Memory Ordering: volatile and Happens-Before

CAS alone isn’t sufficient — you need memory visibility guarantees. The Java memory model (JMM) says:

  • A volatile write happens-before any subsequent volatile read of the same variable
  • AtomicLong.compareAndSet and similar operations have the same memory semantics as volatile read + write

This means: if thread A writes data and then does a CAS on sequence, and thread B reads sequence via CAS and then reads data, B is guaranteed to see A’s write to data. The sequence acts as a memory barrier.

This is why the Disruptor’s producer writes the event data before publishing the sequence, and consumers read the sequence before reading the event data.
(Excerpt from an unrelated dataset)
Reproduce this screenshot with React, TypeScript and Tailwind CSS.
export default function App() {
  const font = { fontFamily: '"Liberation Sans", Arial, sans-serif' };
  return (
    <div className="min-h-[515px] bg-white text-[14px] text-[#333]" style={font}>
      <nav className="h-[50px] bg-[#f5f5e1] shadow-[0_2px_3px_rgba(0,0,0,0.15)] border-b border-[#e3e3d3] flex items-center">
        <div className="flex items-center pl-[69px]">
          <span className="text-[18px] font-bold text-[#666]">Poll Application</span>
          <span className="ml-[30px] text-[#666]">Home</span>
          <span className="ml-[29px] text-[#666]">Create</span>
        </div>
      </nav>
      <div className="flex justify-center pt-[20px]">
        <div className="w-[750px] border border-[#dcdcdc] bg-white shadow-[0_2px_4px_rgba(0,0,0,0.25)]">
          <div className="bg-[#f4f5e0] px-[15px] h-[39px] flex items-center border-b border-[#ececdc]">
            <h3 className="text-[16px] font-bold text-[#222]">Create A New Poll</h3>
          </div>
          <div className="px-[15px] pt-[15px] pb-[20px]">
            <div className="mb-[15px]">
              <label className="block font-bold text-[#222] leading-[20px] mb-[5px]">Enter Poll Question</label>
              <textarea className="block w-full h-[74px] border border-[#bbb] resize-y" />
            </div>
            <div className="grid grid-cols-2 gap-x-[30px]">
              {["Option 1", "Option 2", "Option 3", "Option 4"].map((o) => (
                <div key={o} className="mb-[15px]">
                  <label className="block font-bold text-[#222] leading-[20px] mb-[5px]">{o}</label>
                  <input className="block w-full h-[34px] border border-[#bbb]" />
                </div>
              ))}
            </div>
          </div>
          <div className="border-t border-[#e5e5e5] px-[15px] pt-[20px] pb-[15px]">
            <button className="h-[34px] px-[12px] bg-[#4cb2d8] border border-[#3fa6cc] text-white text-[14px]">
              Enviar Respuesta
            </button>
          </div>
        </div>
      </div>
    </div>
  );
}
The ordering guarantees flow from the volatile semantics on the sequence fields.

Producer:                    Consumer:

event.price = 1.0842;        long seq = sequence.get();  // volatile read
event.qty   = 1_000_000;     // happens-after: price and qty visible
sequence.set(nextSeq);       // volatile write

Without the volatile write on sequence, the consumer might read a stale price or qty even after seeing the updated sequence. The happens-before relationship is what makes the whole construct correct, not just the CAS instruction.

When Not to Use Lock-Free

Lock-free code is harder to write, harder to test, and harder to reason about than lock-based code. The cases where it’s worth it:

SituationRecommendation
High-contention counterLongAdder or AtomicLong
Single-producer/single-consumer queueDisruptor or LinkedTransferQueue
Hot path, measured lock contentionConsider lock-free
Cold path, no contention measuredsynchronized — simpler, equally fast
Complex multi-step operationLock (lock-free multi-step is very hard)
Correctness uncertainLock — a correct slow program beats a fast incorrect one

The rule: measure first. Lock contention shows up in thread dumps (threads parked on a lock) and in profilers (time spent in park/unpark). If you don’t have measured contention, don’t reach for lock-free code.